Seitens der strategischen Zentrale der SPÖ wurde das Berufsheerthema unter wahltaktischen Gesichtspunkten aufgegriffen; gesellschafts- und sicherheitspolitische Zielsetzungen waren bestenfalls sekundär. Die Grünen haben sich dabei ins Pilz-Schlepptau nehmen lassen, eine Übereinstimmung mit der Grundphilosophie der Partei ist schwer auszunehmen.
Viele dem „Wahlvolk“ Zuzuzählenden sind verärgert; eine derart komplexe Frage wäre durch die politisch Verantwortlichen zu beantworten. Und – was steckt nun wirklich hinter diesem Manöver?

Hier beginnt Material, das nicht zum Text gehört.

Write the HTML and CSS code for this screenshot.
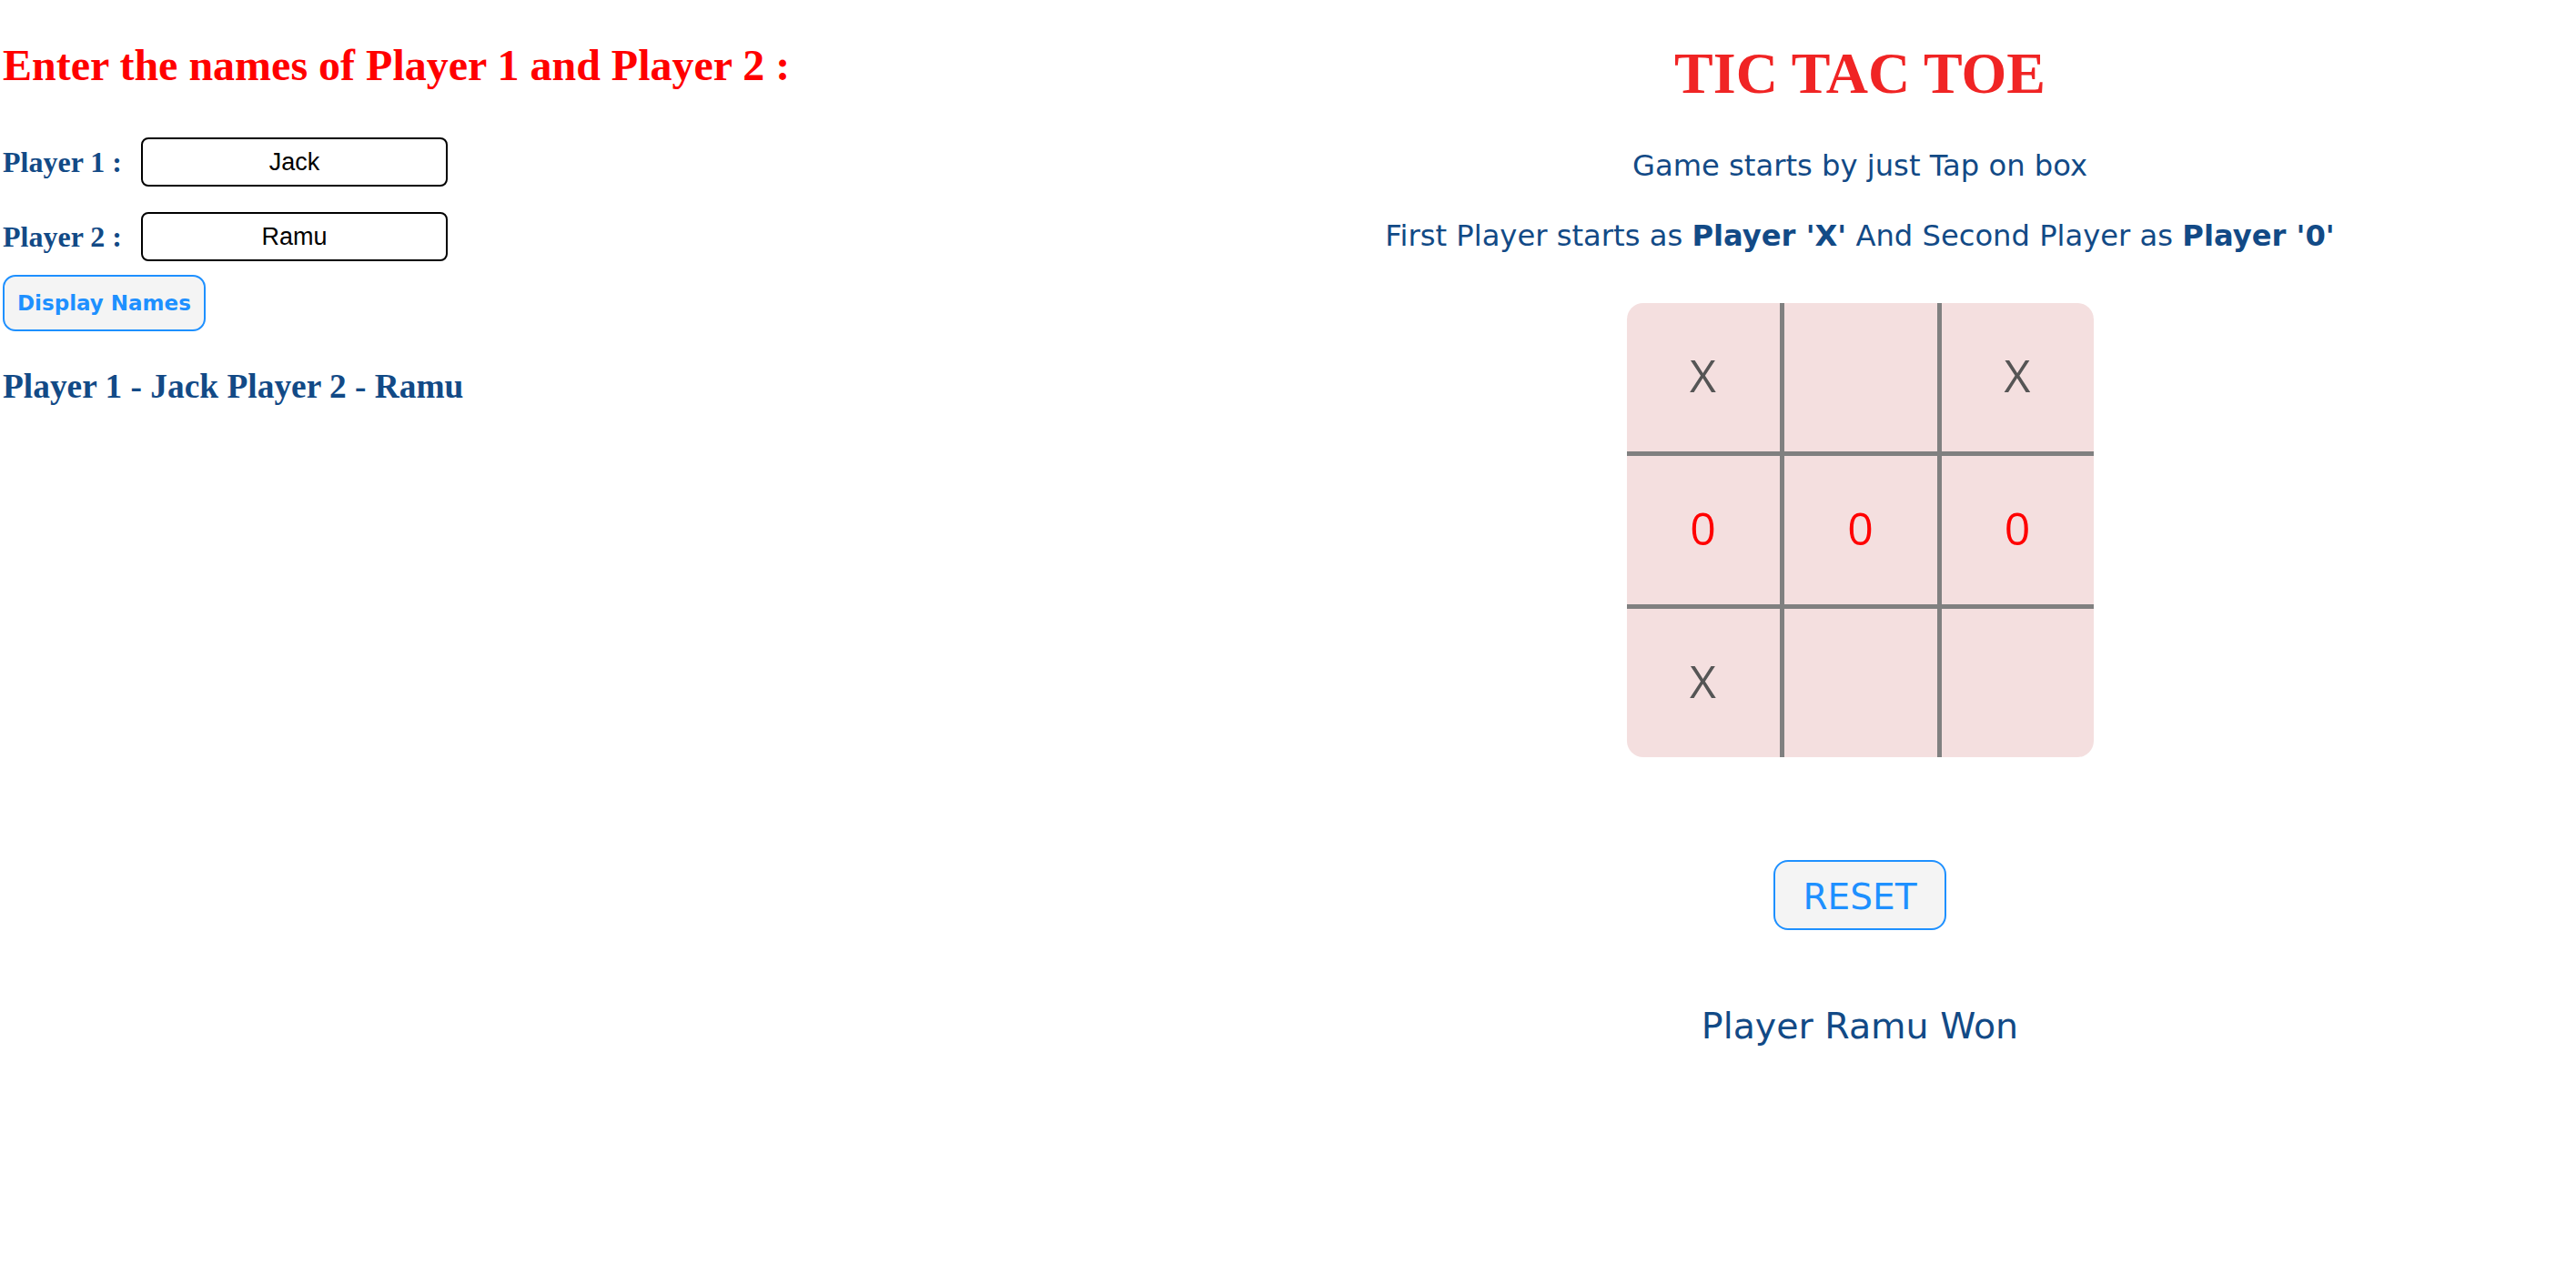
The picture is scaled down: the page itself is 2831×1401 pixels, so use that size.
FILE: index.html
```html
<!DOCTYPE html>
<html lang="en">
<head>
<meta charset="utf-8">
<title>Tic Tac Toe</title>
<link rel="stylesheet" href="styles.css">
</head>
<body>
<div class="page">
  <section class="players">
    <h1 class="prompt">Enter the names of Player 1 and Player 2 :</h1>
    <div class="field field-first">
      <label class="field-label" for="p1">Player 1 :</label>
      <input class="field-input" id="p1" type="text" value="Jack">
    </div>
    <div class="field">
      <label class="field-label" for="p2">Player 2 :</label>
      <input class="field-input" id="p2" type="text" value="Ramu">
    </div>
    <button class="display-btn" type="button">Display Names</button>
    <h2 class="names">Player 1 - Jack Player 2 - Ramu</h2>
  </section>

  <main class="game">
    <h1 class="title">TIC TAC TOE</h1>
    <p class="info info-first">Game starts by just Tap on box</p>
    <p class="info">First Player starts as <b>Player 'X'</b> And Second Player as <b>Player '0'</b></p>
    <div class="board">
      <div class="cell x">X</div>
      <div class="cell"></div>
      <div class="cell x">X</div>
      <div class="cell o">0</div>
      <div class="cell o">0</div>
      <div class="cell o">0</div>
      <div class="cell x">X</div>
      <div class="cell"></div>
      <div class="cell"></div>
    </div>
    <button class="reset" type="button">RESET</button>
    <p class="result">Player Ramu Won</p>
  </main>
</div>
</body>
</html>
```

FILE: styles.css
```css
html, body {
  margin: 0;
  padding: 0;
  background: #ffffff;
}

.page {
  display: grid;
  grid-template-columns: 1257px 1fr;
  width: 2831px;
}

/* ---------- left column ---------- */
.players {
  padding-left: 3px;
  display: flex;
  flex-direction: column;
  align-items: flex-start;
}

.prompt {
  margin: 46px 0 0;
  font: 700 48px/52px "Liberation Serif", "Times New Roman", serif;
  color: #ff0000;
  white-space: nowrap;
}

.field {
  display: flex;
  align-items: center;
  margin-top: 28px;
}

.field-first {
  margin-top: 53px;
}

.field-label {
  font: 700 32px/31px "Liberation Serif", "Times New Roman", serif;
  color: #124a86;
  width: 152px;
  white-space: nowrap;
}

.field-input {
  box-sizing: border-box;
  width: 337px;
  height: 54px;
  margin: 0;
  padding: 0 10px;
  border: 2px solid #000000;
  border-radius: 8px;
  font: 400 27px "Liberation Sans", Arial, sans-serif;
  color: #000000;
  text-align: center;
  background: #ffffff;
}

.display-btn {
  box-sizing: border-box;
  margin-top: 15px;
  height: 62px;
  padding: 0 14px;
  border: 2px solid #1e90ff;
  border-radius: 14px;
  background: #f4f4f4;
  color: #1e90ff;
  font: 700 23px "DejaVu Sans", Verdana, sans-serif;
  cursor: pointer;
}

.names {
  margin: 40px 0 0;
  font: 700 37.4px/41px "Liberation Serif", "Times New Roman", serif;
  color: #124a86;
  white-space: nowrap;
}

/* ---------- right column ---------- */
.game {
  display: flex;
  flex-direction: column;
  align-items: center;
  text-align: center;
}

.title {
  margin: 46px 0 0;
  font: 700 64px/70px "Liberation Serif", "Times New Roman", serif;
  color: #f02424;
}

.info {
  margin: 40px 0 0;
  font: 400 32.2px/37px "DejaVu Sans", Verdana, sans-serif;
  color: #124a86;
  white-space: nowrap;
}

.info-first {
  margin-top: 48px;
}

.info b {
  font-weight: 700;
}

.board {
  margin-top: 55px;
  display: grid;
  grid-template-columns: 173px 173px 167px;
  grid-template-rows: 168px 168px 163px;
  background: #f4dfdf;
  border-radius: 18px;
}

.cell {
  box-sizing: border-box;
  display: flex;
  align-items: center;
  justify-content: center;
  padding-bottom: 5px;
  font: 400 50px "Open Sans", "Noto Sans", sans-serif;
}

.cell:nth-child(3n+1),
.cell:nth-child(3n+2) {
  border-right: 5px solid #808080;
}

.cell:nth-child(-n+6) {
  border-bottom: 5px solid #808080;
}

.cell.x {
  color: #555555;
}

.cell.o {
  color: #ff0000;
}

.reset {
  box-sizing: border-box;
  margin-top: 113px;
  width: 190px;
  height: 77px;
  padding: 3px 0 0;
  border: 2px solid #1e90ff;
  border-radius: 16px;
  background: #f4f4f4;
  color: #1e90ff;
  font: 400 39px "DejaVu Sans", Verdana, sans-serif;
  cursor: pointer;
}

.result {
  margin: 83px 0 0;
  font: 400 39.5px/45px "DejaVu Sans", Verdana, sans-serif;
  color: #124a86;
  white-space: nowrap;
}
```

Etwa einen Monat vor der Befragung wurde die heiße Phase eingeläutet. Das Timing der „anderen“ ist perfekt: Vor Weihnachten mit halbwahren und scheinplausiblen Hits an die Öffentlichkeit treten, diese dann über Weihnachten einsinken lassen und wahrscheinlich nach der Ferienperiode wieder aufrühren. Es gehe ja darum das „Trägheitsmoment gegenüber Veränderungen“ zu überwinden und die aufmüpfigen Teile der wirklich sozialdemokratischen Basis über den Tisch zu ziehen. Eine Stärke für die Berufsheerapologeten ist dabei die zentrale Führung, ihre Schwäche das Vordergründige der Argumente:
- Derzeit aktuell sind das Feminismus-Argument – weg von der „Wehrpflichtmännermachogesellschaft“ (zwei Prozent Frauen) hin zur Berufsheer-weltoffenen Lösung (15 Prozent Frauenanteil) und das
- Freiwillige Feuerwehrargument – 90 Prozent Katastrophenhilfe macht sowieso die Feuerwehr; wozu also mehr als ein paar Pioniermaschinen?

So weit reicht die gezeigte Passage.